• [Stated task]:
Extract, from the records beneath this instruction, each line that contains the word "styles".

• [Exercise inputs]:
= = = = = = =

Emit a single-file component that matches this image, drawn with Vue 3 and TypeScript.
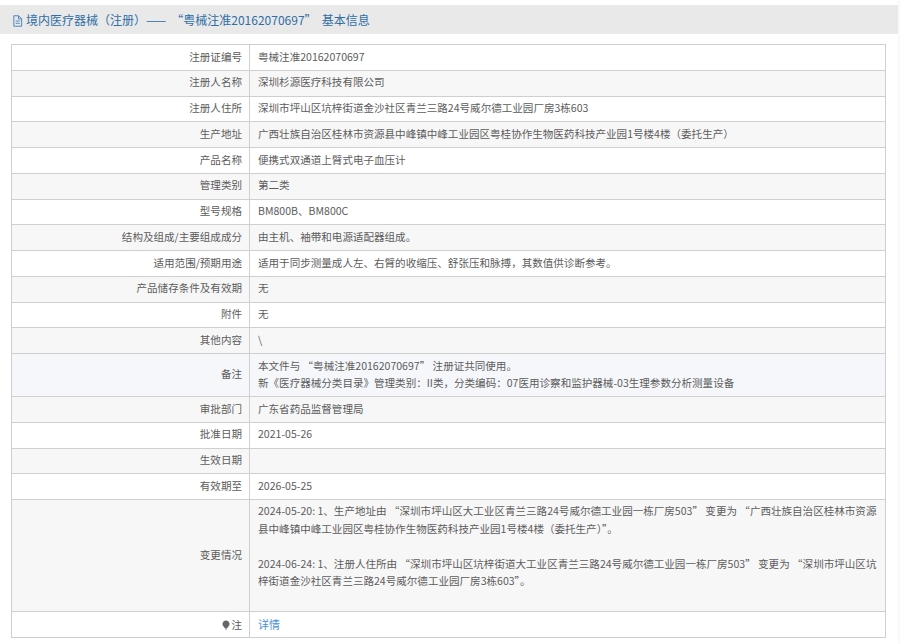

= = = = = = =

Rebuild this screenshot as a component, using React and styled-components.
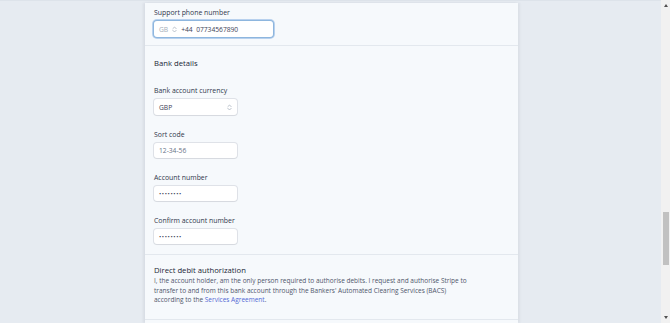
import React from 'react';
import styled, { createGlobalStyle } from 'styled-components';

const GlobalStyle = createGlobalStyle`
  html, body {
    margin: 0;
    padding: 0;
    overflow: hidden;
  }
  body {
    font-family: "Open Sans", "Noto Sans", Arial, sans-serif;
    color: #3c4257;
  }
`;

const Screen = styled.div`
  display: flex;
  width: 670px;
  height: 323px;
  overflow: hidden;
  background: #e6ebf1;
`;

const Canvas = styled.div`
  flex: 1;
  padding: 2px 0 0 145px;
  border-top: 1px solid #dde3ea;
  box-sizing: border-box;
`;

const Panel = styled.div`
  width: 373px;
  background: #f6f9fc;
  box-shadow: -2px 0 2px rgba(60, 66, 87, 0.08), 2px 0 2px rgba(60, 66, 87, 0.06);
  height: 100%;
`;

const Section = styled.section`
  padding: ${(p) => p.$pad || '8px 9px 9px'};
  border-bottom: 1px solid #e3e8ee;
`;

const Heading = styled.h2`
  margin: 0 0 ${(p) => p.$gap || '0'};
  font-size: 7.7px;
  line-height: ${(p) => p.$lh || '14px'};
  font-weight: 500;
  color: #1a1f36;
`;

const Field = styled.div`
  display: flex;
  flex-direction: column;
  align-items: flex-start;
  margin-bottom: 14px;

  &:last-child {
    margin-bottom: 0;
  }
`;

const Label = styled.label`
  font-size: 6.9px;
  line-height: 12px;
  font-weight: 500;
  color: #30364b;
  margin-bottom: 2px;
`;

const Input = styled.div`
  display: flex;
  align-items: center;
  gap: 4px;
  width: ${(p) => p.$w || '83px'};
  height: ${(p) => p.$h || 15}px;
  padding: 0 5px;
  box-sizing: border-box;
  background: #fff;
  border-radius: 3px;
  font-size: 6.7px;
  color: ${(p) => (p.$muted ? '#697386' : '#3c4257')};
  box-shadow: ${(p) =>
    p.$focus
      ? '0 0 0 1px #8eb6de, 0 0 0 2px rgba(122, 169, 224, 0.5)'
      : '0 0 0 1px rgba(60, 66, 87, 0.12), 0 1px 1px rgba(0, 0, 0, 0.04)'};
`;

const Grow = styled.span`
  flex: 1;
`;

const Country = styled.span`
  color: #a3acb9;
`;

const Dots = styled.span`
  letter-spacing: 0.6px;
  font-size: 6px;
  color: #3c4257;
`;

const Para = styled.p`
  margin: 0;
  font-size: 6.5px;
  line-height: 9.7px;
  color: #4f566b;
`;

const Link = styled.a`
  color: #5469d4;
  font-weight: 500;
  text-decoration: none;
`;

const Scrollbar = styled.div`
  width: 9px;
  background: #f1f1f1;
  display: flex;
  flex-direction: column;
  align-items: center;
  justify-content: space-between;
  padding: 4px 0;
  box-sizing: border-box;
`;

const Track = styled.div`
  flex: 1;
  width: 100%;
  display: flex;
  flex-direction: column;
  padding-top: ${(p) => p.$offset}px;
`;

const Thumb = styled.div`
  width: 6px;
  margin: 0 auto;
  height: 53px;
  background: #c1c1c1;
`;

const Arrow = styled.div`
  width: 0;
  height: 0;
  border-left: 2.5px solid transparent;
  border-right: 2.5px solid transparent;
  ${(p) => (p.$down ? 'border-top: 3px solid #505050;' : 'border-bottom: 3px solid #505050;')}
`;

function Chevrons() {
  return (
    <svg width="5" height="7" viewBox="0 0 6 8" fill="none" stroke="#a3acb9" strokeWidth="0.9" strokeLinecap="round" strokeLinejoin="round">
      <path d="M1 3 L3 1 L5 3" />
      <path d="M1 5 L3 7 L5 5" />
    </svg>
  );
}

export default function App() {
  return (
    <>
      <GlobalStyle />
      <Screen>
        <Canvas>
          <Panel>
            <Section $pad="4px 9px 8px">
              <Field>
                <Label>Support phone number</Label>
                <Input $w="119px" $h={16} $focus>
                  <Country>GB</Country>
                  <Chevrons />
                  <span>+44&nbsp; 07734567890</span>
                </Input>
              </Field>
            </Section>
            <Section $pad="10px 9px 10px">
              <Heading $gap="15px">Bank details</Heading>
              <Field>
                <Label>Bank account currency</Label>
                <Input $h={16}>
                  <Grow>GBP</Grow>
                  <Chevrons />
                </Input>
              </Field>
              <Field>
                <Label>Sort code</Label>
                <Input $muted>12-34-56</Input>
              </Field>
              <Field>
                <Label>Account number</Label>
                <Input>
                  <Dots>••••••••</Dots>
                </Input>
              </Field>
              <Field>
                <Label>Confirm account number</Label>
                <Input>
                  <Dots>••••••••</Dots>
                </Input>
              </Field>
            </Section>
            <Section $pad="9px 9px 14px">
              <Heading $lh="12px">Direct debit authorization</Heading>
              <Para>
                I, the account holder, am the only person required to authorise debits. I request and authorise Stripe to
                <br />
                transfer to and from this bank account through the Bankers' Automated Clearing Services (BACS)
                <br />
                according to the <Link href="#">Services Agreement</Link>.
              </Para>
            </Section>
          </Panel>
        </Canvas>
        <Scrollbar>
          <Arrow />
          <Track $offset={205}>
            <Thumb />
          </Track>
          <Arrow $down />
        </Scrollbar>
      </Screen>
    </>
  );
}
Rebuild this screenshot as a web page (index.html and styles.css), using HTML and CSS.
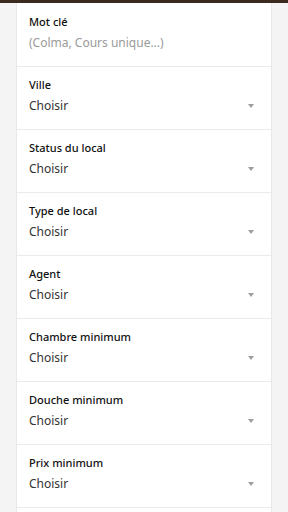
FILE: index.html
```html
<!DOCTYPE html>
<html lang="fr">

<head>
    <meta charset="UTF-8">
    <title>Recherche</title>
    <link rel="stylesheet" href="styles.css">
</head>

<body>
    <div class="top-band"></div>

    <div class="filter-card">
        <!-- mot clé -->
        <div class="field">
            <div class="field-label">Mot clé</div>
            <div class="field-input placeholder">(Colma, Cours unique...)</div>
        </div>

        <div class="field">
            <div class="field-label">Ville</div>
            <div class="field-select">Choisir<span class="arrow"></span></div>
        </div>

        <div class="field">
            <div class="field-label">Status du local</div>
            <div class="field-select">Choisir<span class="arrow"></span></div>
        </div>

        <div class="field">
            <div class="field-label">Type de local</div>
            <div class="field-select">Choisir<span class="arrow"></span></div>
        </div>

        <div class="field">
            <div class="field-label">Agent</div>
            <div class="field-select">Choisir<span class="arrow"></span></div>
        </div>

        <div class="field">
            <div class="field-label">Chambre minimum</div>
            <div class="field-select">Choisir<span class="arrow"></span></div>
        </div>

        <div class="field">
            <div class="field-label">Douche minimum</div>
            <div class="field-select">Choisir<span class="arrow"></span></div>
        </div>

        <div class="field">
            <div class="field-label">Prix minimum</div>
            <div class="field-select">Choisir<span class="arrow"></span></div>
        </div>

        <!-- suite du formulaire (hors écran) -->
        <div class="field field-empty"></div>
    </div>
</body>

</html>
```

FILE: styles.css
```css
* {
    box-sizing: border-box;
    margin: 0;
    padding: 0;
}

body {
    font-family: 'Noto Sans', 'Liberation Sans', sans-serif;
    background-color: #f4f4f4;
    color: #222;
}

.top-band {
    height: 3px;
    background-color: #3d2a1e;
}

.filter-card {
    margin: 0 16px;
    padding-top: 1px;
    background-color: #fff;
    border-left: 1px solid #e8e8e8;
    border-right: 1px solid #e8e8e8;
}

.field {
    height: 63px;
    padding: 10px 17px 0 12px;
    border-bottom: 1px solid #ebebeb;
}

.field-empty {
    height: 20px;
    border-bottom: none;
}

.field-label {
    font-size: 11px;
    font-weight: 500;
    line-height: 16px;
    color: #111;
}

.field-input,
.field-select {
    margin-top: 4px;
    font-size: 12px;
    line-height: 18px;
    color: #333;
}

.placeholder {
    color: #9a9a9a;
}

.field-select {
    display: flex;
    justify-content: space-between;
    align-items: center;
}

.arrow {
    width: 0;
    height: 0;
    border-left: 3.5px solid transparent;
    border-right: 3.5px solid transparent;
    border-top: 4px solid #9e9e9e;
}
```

= = = = = = =

• [Complete answer]:
Rebuild this screenshot as a web page (index.html and styles.css), using HTML and CSS.
    <link rel="stylesheet" href="styles.css">
FILE: styles.css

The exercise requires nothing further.